Lines of data:
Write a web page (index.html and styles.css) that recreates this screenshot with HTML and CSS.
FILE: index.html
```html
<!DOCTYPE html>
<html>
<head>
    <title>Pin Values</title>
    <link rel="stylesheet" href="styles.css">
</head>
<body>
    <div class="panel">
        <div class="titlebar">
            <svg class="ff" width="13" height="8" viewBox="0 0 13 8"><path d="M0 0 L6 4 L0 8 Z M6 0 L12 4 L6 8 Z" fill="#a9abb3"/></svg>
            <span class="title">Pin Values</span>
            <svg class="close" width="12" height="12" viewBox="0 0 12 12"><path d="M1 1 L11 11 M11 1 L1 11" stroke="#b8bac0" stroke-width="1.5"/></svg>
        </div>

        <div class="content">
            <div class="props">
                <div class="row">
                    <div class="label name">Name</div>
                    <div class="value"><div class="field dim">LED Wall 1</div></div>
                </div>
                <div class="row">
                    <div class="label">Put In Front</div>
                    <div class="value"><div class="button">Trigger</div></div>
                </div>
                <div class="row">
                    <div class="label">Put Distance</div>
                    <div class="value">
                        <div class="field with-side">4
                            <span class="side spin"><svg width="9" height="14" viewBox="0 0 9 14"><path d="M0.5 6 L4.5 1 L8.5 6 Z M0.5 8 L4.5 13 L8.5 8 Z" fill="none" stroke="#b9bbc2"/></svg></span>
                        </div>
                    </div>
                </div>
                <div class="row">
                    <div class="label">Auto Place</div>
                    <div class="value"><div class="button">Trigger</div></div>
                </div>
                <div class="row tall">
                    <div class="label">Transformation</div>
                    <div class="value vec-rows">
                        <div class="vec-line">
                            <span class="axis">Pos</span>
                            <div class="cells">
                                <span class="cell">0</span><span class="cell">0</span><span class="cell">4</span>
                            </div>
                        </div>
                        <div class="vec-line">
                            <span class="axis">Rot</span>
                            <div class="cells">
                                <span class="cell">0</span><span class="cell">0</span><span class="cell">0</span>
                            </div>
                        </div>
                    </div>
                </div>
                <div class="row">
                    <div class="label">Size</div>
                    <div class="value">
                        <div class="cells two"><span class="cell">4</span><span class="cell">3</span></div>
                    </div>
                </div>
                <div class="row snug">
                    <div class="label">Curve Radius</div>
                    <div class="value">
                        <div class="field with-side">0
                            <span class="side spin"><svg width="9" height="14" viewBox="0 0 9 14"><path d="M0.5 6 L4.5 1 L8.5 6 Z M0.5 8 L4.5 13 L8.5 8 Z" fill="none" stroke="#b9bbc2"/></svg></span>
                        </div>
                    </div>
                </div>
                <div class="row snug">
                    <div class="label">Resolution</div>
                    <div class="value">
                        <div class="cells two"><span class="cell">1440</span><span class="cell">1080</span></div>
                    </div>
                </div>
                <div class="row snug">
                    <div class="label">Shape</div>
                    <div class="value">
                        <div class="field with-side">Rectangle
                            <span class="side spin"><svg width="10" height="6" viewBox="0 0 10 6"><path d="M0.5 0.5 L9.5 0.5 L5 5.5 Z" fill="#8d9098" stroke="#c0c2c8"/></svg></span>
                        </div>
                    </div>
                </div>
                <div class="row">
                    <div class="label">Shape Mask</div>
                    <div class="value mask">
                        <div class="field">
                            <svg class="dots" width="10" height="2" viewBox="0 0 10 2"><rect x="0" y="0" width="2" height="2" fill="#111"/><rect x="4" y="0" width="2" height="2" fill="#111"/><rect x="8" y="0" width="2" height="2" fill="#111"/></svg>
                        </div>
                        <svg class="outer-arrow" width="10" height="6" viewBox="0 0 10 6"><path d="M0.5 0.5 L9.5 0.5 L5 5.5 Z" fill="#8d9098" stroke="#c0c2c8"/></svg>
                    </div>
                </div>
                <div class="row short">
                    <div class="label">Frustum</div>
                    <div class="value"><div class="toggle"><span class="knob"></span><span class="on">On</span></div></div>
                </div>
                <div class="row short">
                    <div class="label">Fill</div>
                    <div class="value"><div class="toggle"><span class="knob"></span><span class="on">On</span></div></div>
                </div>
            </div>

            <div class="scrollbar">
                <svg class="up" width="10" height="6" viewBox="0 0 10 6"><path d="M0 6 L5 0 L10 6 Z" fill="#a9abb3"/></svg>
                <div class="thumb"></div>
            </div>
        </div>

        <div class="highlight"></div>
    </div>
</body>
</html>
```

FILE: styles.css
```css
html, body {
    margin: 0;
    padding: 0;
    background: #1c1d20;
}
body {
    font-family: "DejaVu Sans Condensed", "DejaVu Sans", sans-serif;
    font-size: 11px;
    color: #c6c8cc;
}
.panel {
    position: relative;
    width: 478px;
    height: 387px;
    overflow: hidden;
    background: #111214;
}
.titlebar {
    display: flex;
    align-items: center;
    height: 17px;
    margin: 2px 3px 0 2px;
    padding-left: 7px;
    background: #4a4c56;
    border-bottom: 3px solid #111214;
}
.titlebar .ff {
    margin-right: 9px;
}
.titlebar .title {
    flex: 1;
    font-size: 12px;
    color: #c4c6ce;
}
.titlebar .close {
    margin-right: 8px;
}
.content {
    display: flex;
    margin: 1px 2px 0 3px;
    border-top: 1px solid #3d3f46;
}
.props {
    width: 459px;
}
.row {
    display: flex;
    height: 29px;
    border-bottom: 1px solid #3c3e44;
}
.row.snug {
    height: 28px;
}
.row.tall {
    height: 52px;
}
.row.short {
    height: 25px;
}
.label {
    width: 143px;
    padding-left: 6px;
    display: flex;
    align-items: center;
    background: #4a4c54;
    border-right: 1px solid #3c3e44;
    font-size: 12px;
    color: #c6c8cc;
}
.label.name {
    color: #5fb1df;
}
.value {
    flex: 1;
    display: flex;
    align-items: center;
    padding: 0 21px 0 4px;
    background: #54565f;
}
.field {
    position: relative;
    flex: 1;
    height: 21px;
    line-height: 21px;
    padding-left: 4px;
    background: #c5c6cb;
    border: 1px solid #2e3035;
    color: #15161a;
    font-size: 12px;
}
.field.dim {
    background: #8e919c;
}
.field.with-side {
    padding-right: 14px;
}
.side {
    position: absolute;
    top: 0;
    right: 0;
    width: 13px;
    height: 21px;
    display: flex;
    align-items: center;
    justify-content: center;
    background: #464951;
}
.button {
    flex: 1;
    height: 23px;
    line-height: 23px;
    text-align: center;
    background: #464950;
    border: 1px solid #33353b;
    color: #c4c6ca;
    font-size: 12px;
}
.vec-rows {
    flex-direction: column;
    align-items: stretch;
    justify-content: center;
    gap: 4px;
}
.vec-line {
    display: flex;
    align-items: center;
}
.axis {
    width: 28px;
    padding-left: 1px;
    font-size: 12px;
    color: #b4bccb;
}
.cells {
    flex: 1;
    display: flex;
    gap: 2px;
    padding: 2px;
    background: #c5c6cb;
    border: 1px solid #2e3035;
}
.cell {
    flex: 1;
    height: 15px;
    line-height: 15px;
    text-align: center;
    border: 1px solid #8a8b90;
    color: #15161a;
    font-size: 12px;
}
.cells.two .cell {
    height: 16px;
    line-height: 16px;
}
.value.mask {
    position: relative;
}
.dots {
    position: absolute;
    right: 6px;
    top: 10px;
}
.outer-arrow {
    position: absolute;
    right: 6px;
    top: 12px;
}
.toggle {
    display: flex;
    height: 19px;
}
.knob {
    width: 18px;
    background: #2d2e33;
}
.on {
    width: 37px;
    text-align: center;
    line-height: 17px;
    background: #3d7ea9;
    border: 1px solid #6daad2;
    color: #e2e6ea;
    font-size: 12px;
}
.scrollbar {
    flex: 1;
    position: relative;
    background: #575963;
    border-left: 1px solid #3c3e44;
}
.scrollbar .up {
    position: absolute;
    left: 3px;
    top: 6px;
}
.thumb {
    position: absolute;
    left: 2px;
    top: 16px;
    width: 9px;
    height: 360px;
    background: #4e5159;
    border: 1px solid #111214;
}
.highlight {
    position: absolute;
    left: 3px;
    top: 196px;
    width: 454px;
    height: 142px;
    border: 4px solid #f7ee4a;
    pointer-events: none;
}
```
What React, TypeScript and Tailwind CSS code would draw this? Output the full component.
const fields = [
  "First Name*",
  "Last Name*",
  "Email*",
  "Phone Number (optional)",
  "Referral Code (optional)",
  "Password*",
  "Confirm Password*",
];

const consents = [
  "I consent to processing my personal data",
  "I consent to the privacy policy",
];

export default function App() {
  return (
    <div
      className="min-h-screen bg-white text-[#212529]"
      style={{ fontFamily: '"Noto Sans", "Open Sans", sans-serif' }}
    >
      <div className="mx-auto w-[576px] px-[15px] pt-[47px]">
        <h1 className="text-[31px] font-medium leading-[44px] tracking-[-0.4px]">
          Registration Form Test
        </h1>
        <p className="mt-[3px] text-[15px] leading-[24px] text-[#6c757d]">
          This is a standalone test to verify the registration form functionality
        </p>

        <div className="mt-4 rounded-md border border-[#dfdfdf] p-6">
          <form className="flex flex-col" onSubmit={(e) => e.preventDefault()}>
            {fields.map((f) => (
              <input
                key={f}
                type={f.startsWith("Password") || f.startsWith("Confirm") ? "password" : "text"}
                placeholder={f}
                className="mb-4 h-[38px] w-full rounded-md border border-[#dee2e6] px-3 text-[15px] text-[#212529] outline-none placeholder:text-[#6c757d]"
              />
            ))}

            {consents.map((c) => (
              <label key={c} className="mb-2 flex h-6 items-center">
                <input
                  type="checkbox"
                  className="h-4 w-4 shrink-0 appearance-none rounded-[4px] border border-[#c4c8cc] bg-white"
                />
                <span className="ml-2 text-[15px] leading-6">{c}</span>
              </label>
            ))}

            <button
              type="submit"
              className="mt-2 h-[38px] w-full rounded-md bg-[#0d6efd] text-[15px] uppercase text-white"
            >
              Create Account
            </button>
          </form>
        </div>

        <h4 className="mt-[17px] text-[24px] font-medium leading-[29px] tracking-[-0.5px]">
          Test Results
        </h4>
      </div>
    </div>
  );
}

__EXERCISE__:
The lines above form a set of records; determine how many of them contain the string "index" and give that number alone.

__TASK SOLUTION__:
2